After all, it was Ukrainian corruption that manifested itself in the interference in our 2016 election, and in the meddling by Biden in that government’s choice of a prosecutor investigating his own son’s ties to that government. 

Yovanovitch last week complained to Schiff’s committee that neither she nor her careerist colleagues at Foggy Bottom believed they had done anything to deserve her being recalled. Unfortunately for her and her supporters, the president of the United States, who has every right to demand his Ambassadors fully carry out and support his policies and goals in the countries to which they are assigned, determined otherwise, and removed her.

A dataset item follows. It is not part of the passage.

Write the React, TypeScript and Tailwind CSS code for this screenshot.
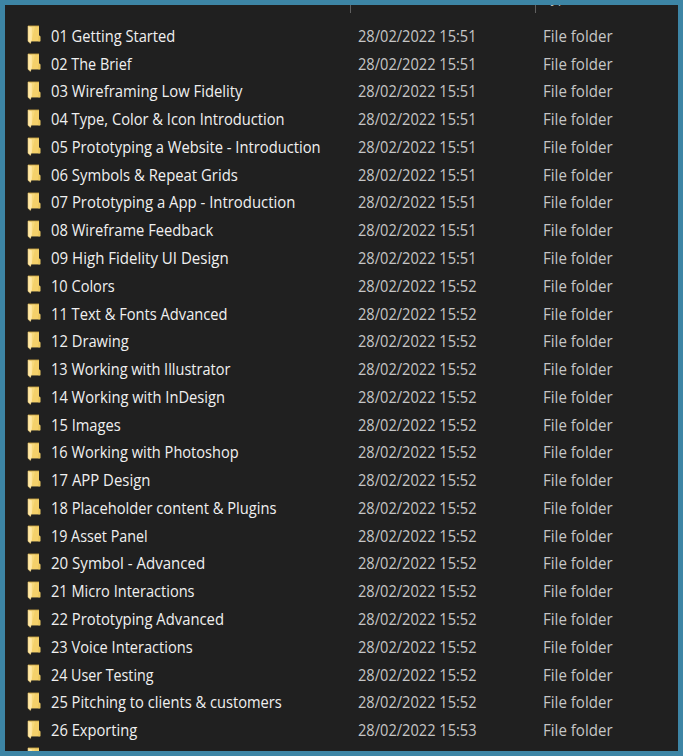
import { useLayoutEffect, useRef } from "react";

type Folder = { name: string; width: number; time: string };

const folders: Folder[] = [
  { name: "01 Getting Started", width: 124, time: "15:51" },
  { name: "02 The Brief", width: 81, time: "15:51" },
  { name: "03 Wireframing Low Fidelity", width: 191.5, time: "15:51" },
  { name: "04 Type, Color & Icon Introduction", width: 234, time: "15:51" },
  { name: "05 Prototyping a Website - Introduction", width: 270, time: "15:51" },
  { name: "06 Symbols & Repeat Grids", width: 187, time: "15:51" },
  { name: "07 Prototyping a App - Introduction", width: 244, time: "15:51" },
  { name: "08 Wireframe Feedback", width: 162.5, time: "15:51" },
  { name: "09 High Fidelity UI Design", width: 177.5, time: "15:51" },
  { name: "10 Colors", width: 64, time: "15:52" },
  { name: "11 Text & Fonts Advanced", width: 177, time: "15:52" },
  { name: "12 Drawing", width: 78, time: "15:52" },
  { name: "13 Working with Illustrator", width: 179, time: "15:52" },
  { name: "14 Working with InDesign", width: 174.3, time: "15:52" },
  { name: "15 Images", width: 70.2, time: "15:52" },
  { name: "16 Working with Photoshop", width: 187.3, time: "15:52" },
  { name: "17 APP Design", width: 99, time: "15:52" },
  { name: "18 Placeholder content & Plugins", width: 225.7, time: "15:52" },
  { name: "19 Asset Panel", width: 97, time: "15:52" },
  { name: "20 Symbol - Advanced", width: 154.3, time: "15:52" },
  { name: "21 Micro Interactions", width: 143.7, time: "15:52" },
  { name: "22 Prototyping Advanced", width: 173, time: "15:52" },
  { name: "23 Voice Interactions", width: 141.2, time: "15:52" },
  { name: "24 User Testing", width: 103, time: "15:52" },
  { name: "25 Pitching to clients & customers", width: 231, time: "15:52" },
  { name: "26 Exporting", width: 86.3, time: "15:53" },
];

// Condenses the label so that it fills exactly the given width.
function Fit({ text, width }: { text: string; width: number }) {
  const ref = useRef<HTMLSpanElement>(null);
  useLayoutEffect(() => {
    const fit = () => {
      const el = ref.current;
      if (!el) return;
      el.style.transform = `scaleX(${width / el.offsetWidth})`;
    };
    fit();
    document.fonts.ready.then(fit);
  }, [text, width]);
  return (
    <span ref={ref} className="inline-block origin-left whitespace-pre">
      {text}
    </span>
  );
}

function FolderIcon() {
  return (
    <svg width="14" height="20" viewBox="0 0 14 20" className="block shrink-0">
      <path d="M1 1H12V10.5L13.2 11.3V16.3H1Z" fill="#f8da7c" />
      <path d="M8 1H12V10.5L13.2 11.3V16.3H4.5Z" fill="#f4d06a" />
      <path d="M1 .9H12" stroke="#b9963f" strokeWidth=".8" />
      <path d="M11.6 10.8L13.2 11.5V16.3H11.2V12Z" fill="#ecc75c" />
      <path d="M1 1.3L4.8 2.6V14.6L3.7 18.5L1 16.3Z" fill="#ffe8a6" />
      <path d="M1 1V16.3L3.3 18.4L4 16.3" fill="none" stroke="#e3c472" strokeWidth=".6" />
    </svg>
  );
}

export default function App() {
  return (
    <div className="h-[756px] w-[683px] overflow-hidden border-5 border-[#3d85a5] bg-[#202020] font-['Open_Sans','Noto_Sans',sans-serif] text-[15.5px] leading-[27.78px]">
      <div className="flex h-[17.9px] overflow-hidden text-[#b8b8b8]">
        <div className="h-2 w-[345px]" />
        <div className="h-2 w-[185px] border-l border-[#606060]" />
        <div className="h-2 w-[143px] border-l border-[#606060] pl-[7px]">
          <div className="h-px overflow-hidden">
            <div className="-mt-[18px] text-[14px] leading-5">Type</div>
          </div>
        </div>
      </div>
      {folders.map((folder) => (
        <div key={folder.name} className="flex h-[27.78px]">
          <div className="w-[45.9px] pl-[22px] pt-[2.6px]">
            <FolderIcon />
          </div>
          <div className="w-[307.2px] text-[#f0f0f0]">
            <Fit text={folder.name} width={folder.width} />
          </div>
          <div className="w-[185px] text-[#c6c6c6]">
            <Fit text={`28/02/2022 ${folder.time}`} width={118.7} />
          </div>
          <div className="text-[#c6c6c6]">
            <Fit text="File folder" width={70} />
          </div>
        </div>
      ))}
      <div className="flex h-[27.78px] pl-[22px] pt-[2.6px]">
        <FolderIcon />
      </div>
    </div>
  );
}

End of argument; nothing to see here folks, go home.

This episode brings to mind the Justice Department prosecution of Russian Maria Butina, who recently was forced to enter a plea that she improperly tried to influence U.S. policy toward Russia. She possessed no more ability to do that than did the old TV spy Maxwell Smart.

Still, the complexity and vagueness of federal financial campaign laws and the Foreign Agents Registration Act have made these preferred vehicles by which federal prosecutors can target persons associated with political enemies and pressure them to cave and flip.